I understand why you suggest dropping the spices and OJ. They are just still there from when the recipe was more of a Belgian witbier. It worked really well in that, but yeah I think you are right it won't be so good here. So I am dropping the OJ, but I'm just curious why drop the roasted barley? I am not saying it is a bad suggestion, it may be a very good one, I just want to better understand why.
 
First of all: Munich is very rich, bready and malty, but it's not sweet like a caramel malt. It's full of melanoidins, think whole wheat bread crust flavors. Pilsner is more of a light, delicate "grainy" bready flavor. Munich is one of my favorite malts, and there are plenty of recipes that use it as 100% of the grist. Keeping some pilsner will keep the color a little lighter and prevent the Munich flavor from overpowering things. But it's entirely up to you. You could check out the recipe forum for some tried-and-true DW recipes if you want, and go from there.

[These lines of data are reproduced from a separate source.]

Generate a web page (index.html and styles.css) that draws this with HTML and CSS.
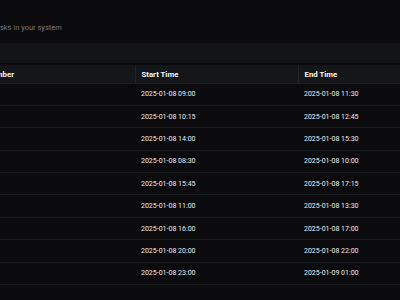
FILE: index.html
```html
<!DOCTYPE html>
<html lang="en">
<head>
    <meta charset="UTF-8">
    <meta name="viewport" content="width=device-width, initial-scale=1.0">
    <title>Tasks</title>
    <link rel="stylesheet" href="styles.css">
</head>
<body>
    <div class="page">
        <p class="subtitle">All tasks in your system</p>

        <!-- Toolbar -->
        <div class="toolbar"></div>

        <!-- Task Table -->
        <table class="tasks">
            <colgroup>
                <col class="col-num">
                <col class="col-start">
                <col class="col-end">
            </colgroup>
            <thead>
                <tr>
                    <th>Number</th>
                    <th>Start Time</th>
                    <th>End Time</th>
                </tr>
            </thead>
            <tbody>
                <tr><td></td><td>2025-01-08 09:00</td><td>2025-01-08 11:30</td></tr>
                <tr><td></td><td>2025-01-08 10:15</td><td>2025-01-08 12:45</td></tr>
                <tr><td></td><td>2025-01-08 14:00</td><td>2025-01-08 15:30</td></tr>
                <tr><td></td><td>2025-01-08 08:30</td><td>2025-01-08 10:00</td></tr>
                <tr><td></td><td>2025-01-08 15:45</td><td>2025-01-08 17:15</td></tr>
                <tr><td></td><td>2025-01-08 11:00</td><td>2025-01-08 13:30</td></tr>
                <tr><td></td><td>2025-01-08 16:00</td><td>2025-01-08 17:00</td></tr>
                <tr><td></td><td>2025-01-08 20:00</td><td>2025-01-08 22:00</td></tr>
                <tr><td></td><td>2025-01-08 23:00</td><td>2025-01-09 01:00</td></tr>
            </tbody>
        </table>
    </div>
</body>
</html>
```

FILE: styles.css
```css
body {
    font-family: Roboto, "Noto Sans", sans-serif;
    background-color: #0b0b0e;
    color: #ececee;
    margin: 0;
    padding: 0;
    overflow: hidden;
}
.page {
    margin-left: -20px;
    width: 520px;
}
.subtitle {
    margin: 0;
    padding: 23px 0 0 3px;
    height: 20px;
    font-size: 7.5px;
    line-height: 10px;
    color: #77777e;
}
.toolbar {
    height: 20px;
    background-color: #131418;
    margin-bottom: 2px;
}
.tasks {
    border-collapse: collapse;
    table-layout: fixed;
    width: 520px;
}
.col-num {
    width: 155px;
}
.col-start {
    width: 163px;
}
.col-end {
    width: 202px;
}
.tasks th {
    background-color: #15161a;
    color: #f7f7f8;
    font-size: 7.8px;
    font-weight: bold;
    text-align: left;
    height: 18px;
    padding: 1px 6px 0;
    border-left: 1px solid #22232a;
    border-bottom: 1px solid #1d1e23;
    box-sizing: border-box;
}
.tasks th:first-child {
    border-left: none;
}
.tasks td {
    height: 22.4px;
    padding: 0 6px;
    font-size: 7px;
    color: #ececee;
    border-bottom: 1px solid #1b1c21;
    box-sizing: border-box;
}
```
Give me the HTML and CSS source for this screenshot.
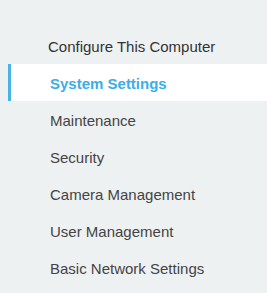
FILE: index.html
```html
<!DOCTYPE html>
<html lang="en">
  <head>
    <meta charset="UTF-8" />
    <meta name="viewport" content="width=device-width, initial-scale=1.0" />
    <title>Settings</title>
    <link rel="stylesheet" href="styles.css">
  </head>
  <body>
    <nav class="side-menu">
      <div class="menu-title">Configure This Computer</div>
      <ul class="menu-list">
        <li class="menu-item active">System Settings</li>
        <li class="menu-item">Maintenance</li>
        <li class="menu-item">Security</li>
        <li class="menu-item">Camera Management</li>
        <li class="menu-item">User Management</li>
        <li class="menu-item">Basic Network Settings</li>
      </ul>
    </nav>
  </body>
</html>
```

FILE: styles.css
```css
* {
  box-sizing: border-box;
}

body {
  margin: 0;
  background-color: #eef1f2;
  font-family: "Liberation Sans", Arial, sans-serif;
  font-size: 15px;
  color: #444;
}

.side-menu {
  padding-top: 27px;
  padding-left: 8px;
}

.menu-title {
  height: 37px;
  line-height: 37px;
  padding-top: 1px;
  padding-left: 40px;
  color: #333;
}

.menu-list {
  list-style: none;
  margin: 0;
  padding: 0;
}

.menu-item {
  height: 37px;
  line-height: 37px;
  padding-top: 1px;
  padding-left: 39px;
  border-left: 3px solid transparent;
  white-space: nowrap;
}

.menu-item.active {
  background-color: #fff;
  border-left-color: #4ab3e6;
  color: #3aaee6;
  font-weight: bold;
}
```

Roasted barley gives a strong roasted "bite" that's appropriate in a lot of styles (stout, a tiny bit in an Irish Red, maybe a hint in a brown ale, etc.) but I don't think of a roasted bite as being appropriate for a dunkleweizen where the focus should be on the wheat, rich malty flavors from the Munich, some sweetness, and plenty of hefeweizen yeast character. The midnight wheat that you have in there should add a more mild roast flavor and plenty of color, so IMO I'd skip the roast barley. But if you like it that way, brew it up! You're the one drinking it, not me. Haha.
 
I really appreciate the advice, I wasn't trying to say I should keep it, or even wanted to. I assure you I have no sentimental attachment to the roasted barley haha it wasn't in my original Heffe recipe, so I don't know if I would like it in this. I added it to recipe when I started changing the recipe for the purpose of making this a dunkel, I just have some left over from a few stouts, and figured oh this should make it dark, but if the chocolate and midnight wheat will probably give enough color, and the roast bite from the barley is going to be too much and thus not appropriate to style, I definitely should take it out, thanks for pointing this out to me.
 
No problem!

Since I'm pretty new to the whole recipe formulation thing, I usually look at Jamil's recipes from the book Brewing Classic Styles. It's a great point of reference and a source of proven, competition-ready recipes. So it's a great starting point if you're new to the style.

It looks like this is basically Jamil's DW recipe:
https://www.homebrewtalk.com/f70/dunkelweizen-64392/

The carafa special is a duhusked black malt, your midnight wheat should be very similar. Otherwise he uses a little crystal malt (some C40 and Special B).
 
Here is the recipe for a 5 gallon batch I used for mine. It's sitting and fermenting now but sample tasted great and very good color.

5 lbs. Weyermann Dark Wheat malt
3.5 lbs. German Pilsner malt
1 lbs. German Dark Munich malt
0.5 lbs. Weyermann Caramunich II
0.25 lbs. Special B
 
Thanks guys, special B seems common maybe I should consider this

After more research, I have determined I still won't be able to call this a dunkelweizen. Being the original recipe is a Belgian wit not a Heffe that makes this a dark Belgian witbier? Haha a black wit, I would likely have to enter it into competitions as a Belgian specialty ale.